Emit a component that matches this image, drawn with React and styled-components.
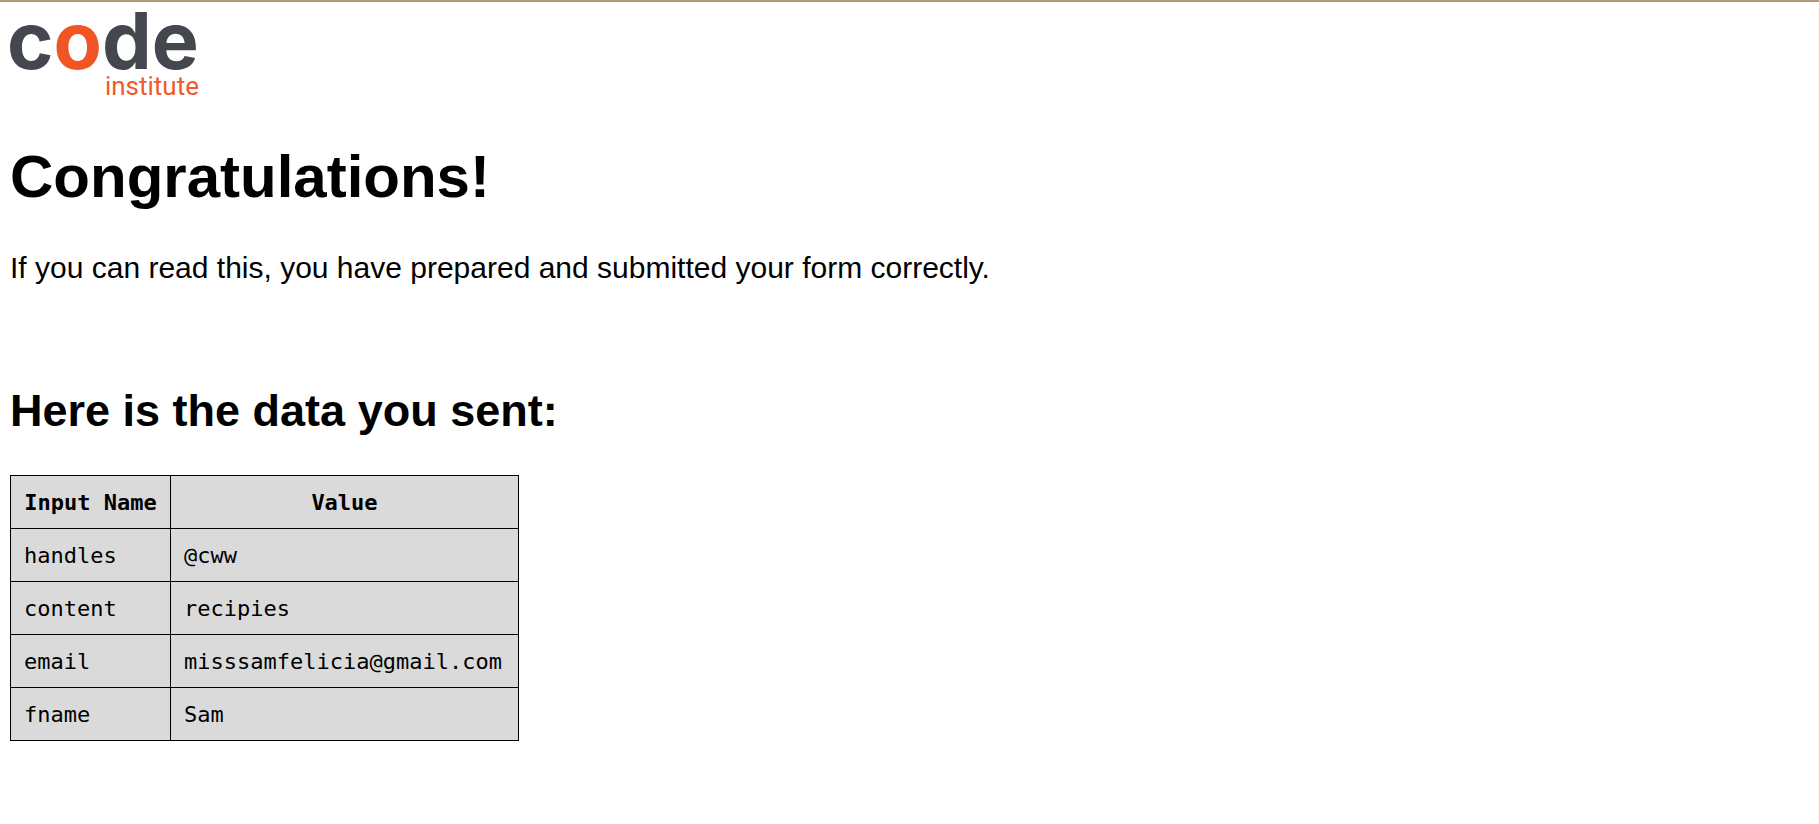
import React from "react";
import styled, { createGlobalStyle } from "styled-components";

const GlobalStyle = createGlobalStyle`
  body {
    margin: 0;
    background: #ffffff;
    color: #000000;
    font-family: "Liberation Sans", Arial, sans-serif;
    font-size: 30px;
  }
`;

const Page = styled.main`
  border-top: 2px solid #b49b78;
  padding: 10px;
`;

const Logo = styled.svg`
  display: block;
  width: 190px;
  height: 88px;
  overflow: visible;
`;

const LogoWord = styled.text`
  font-family: Inter, sans-serif;
  font-size: 79px;
  font-weight: 700;
  fill: #45474f;
`;

const LogoAccent = styled.tspan`
  fill: #f15523;
`;

const LogoTagline = styled.text`
  font-family: Roboto, sans-serif;
  font-size: 26px;
  fill: #f15a2b;
`;

const Title = styled.h1`
  margin: 42px 0 40px;
  font-size: 60px;
  line-height: 69px;
`;

const Message = styled.p`
  margin: 0 0 100px;
  line-height: 34px;
`;

const Subtitle = styled.h2`
  margin: 0 0 38px;
  font-size: 45px;
  line-height: 52px;
`;

const DataTable = styled.table`
  border-collapse: collapse;
  background: #dadada;
  font-family: Consolas, "DejaVu Sans Mono", monospace;
  font-size: 22px;
  line-height: 26px;
`;

const Column = styled.col`
  width: ${({ $width }) => $width}px;
`;

const HeaderCell = styled.th`
  border: 1px solid #000000;
  padding: 14px 13px 12px;
  white-space: nowrap;
`;

const Cell = styled.td`
  border: 1px solid #000000;
  padding: 14px 13px 12px;
`;

const entries = [
  ["handles", "@cww"],
  ["content", "recipies"],
  ["email", "misssamfelicia@gmail.com"],
  ["fname", "Sam"],
];

function CodeInstituteLogo() {
  return (
    <Logo viewBox="0 0 190 88" role="img" aria-label="Code Institute">
      <LogoWord x="-3" y="57">
        c<LogoAccent>o</LogoAccent>de
      </LogoWord>
      <LogoTagline x="189" y="83" textAnchor="end">
        institute
      </LogoTagline>
    </Logo>
  );
}

export default function App() {
  return (
    <>
      <GlobalStyle />
      <Page>
        <CodeInstituteLogo />
        <Title>Congratulations!</Title>
        <Message>
          If you can read this, you have prepared and submitted your form
          correctly.
        </Message>
        <Subtitle>Here is the data you sent:</Subtitle>
        <DataTable>
          <colgroup>
            <Column $width={160} />
            <Column $width={348} />
          </colgroup>
          <thead>
            <tr>
              <HeaderCell scope="col">Input Name</HeaderCell>
              <HeaderCell scope="col">Value</HeaderCell>
            </tr>
          </thead>
          <tbody>
            {entries.map(([name, value]) => (
              <tr key={name}>
                <Cell>{name}</Cell>
                <Cell>{value}</Cell>
              </tr>
            ))}
          </tbody>
        </DataTable>
      </Page>
    </>
  );
}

> **Written problem**: Transcribe the listing above verbatim. Omit the pictures.

> **Task answer**:
Emit a component that matches this image, drawn with React and styled-components.
import React from "react";
import styled, { createGlobalStyle } from "styled-components";

const GlobalStyle = createGlobalStyle`
  body {
    margin: 0;
    background: #ffffff;
    color: #000000;
    font-family: "Liberation Sans", Arial, sans-serif;
    font-size: 30px;
  }
`;

const Page = styled.main`
  border-top: 2px solid #b49b78;
  padding: 10px;
`;

const Logo = styled.svg`
  display: block;
  width: 190px;
  height: 88px;
  overflow: visible;
`;

const LogoWord = styled.text`
  font-family: Inter, sans-serif;
  font-size: 79px;
  font-weight: 700;
  fill: #45474f;
`;

const LogoAccent = styled.tspan`
  fill: #f15523;
`;

const LogoTagline = styled.text`
  font-family: Roboto, sans-serif;
  font-size: 26px;
  fill: #f15a2b;
`;

const Title = styled.h1`
  margin: 42px 0 40px;
  font-size: 60px;
  line-height: 69px;
`;

const Message = styled.p`
  margin: 0 0 100px;
  line-height: 34px;
`;

const Subtitle = styled.h2`
  margin: 0 0 38px;
  font-size: 45px;
  line-height: 52px;
`;

const DataTable = styled.table`
  border-collapse: collapse;
  background: #dadada;
  font-family: Consolas, "DejaVu Sans Mono", monospace;
  font-size: 22px;
  line-height: 26px;
`;

const Column = styled.col`
  width: ${({ $width }) => $width}px;
`;

const HeaderCell = styled.th`
  border: 1px solid #000000;
  padding: 14px 13px 12px;
  white-space: nowrap;
`;

const Cell = styled.td`
  border: 1px solid #000000;
  padding: 14px 13px 12px;
`;

const entries = [
  ["handles", "@cww"],
  ["content", "recipies"],
  ["email", "misssamfelicia@gmail.com"],
  ["fname", "Sam"],
];

function CodeInstituteLogo() {
  return (
    <Logo viewBox="0 0 190 88" role="img" aria-label="Code Institute">
      <LogoWord x="-3" y="57">
        c<LogoAccent>o</LogoAccent>de
      </LogoWord>
      <LogoTagline x="189" y="83" textAnchor="end">
        institute
      </LogoTagline>
    </Logo>
  );
}

export default function App() {
  return (
    <>
      <GlobalStyle />
      <Page>
        <CodeInstituteLogo />
        <Title>Congratulations!</Title>
        <Message>
          If you can read this, you have prepared and submitted your form
          correctly.
        </Message>
        <Subtitle>Here is the data you sent:</Subtitle>
        <DataTable>
          <colgroup>
            <Column $width={160} />
            <Column $width={348} />
          </colgroup>
          <thead>
            <tr>
              <HeaderCell scope="col">Input Name</HeaderCell>
              <HeaderCell scope="col">Value</HeaderCell>
            </tr>
          </thead>
          <tbody>
            {entries.map(([name, value]) => (
              <tr key={name}>
                <Cell>{name}</Cell>
                <Cell>{value}</Cell>
              </tr>
            ))}
          </tbody>
        </DataTable>
      </Page>
    </>
  );
}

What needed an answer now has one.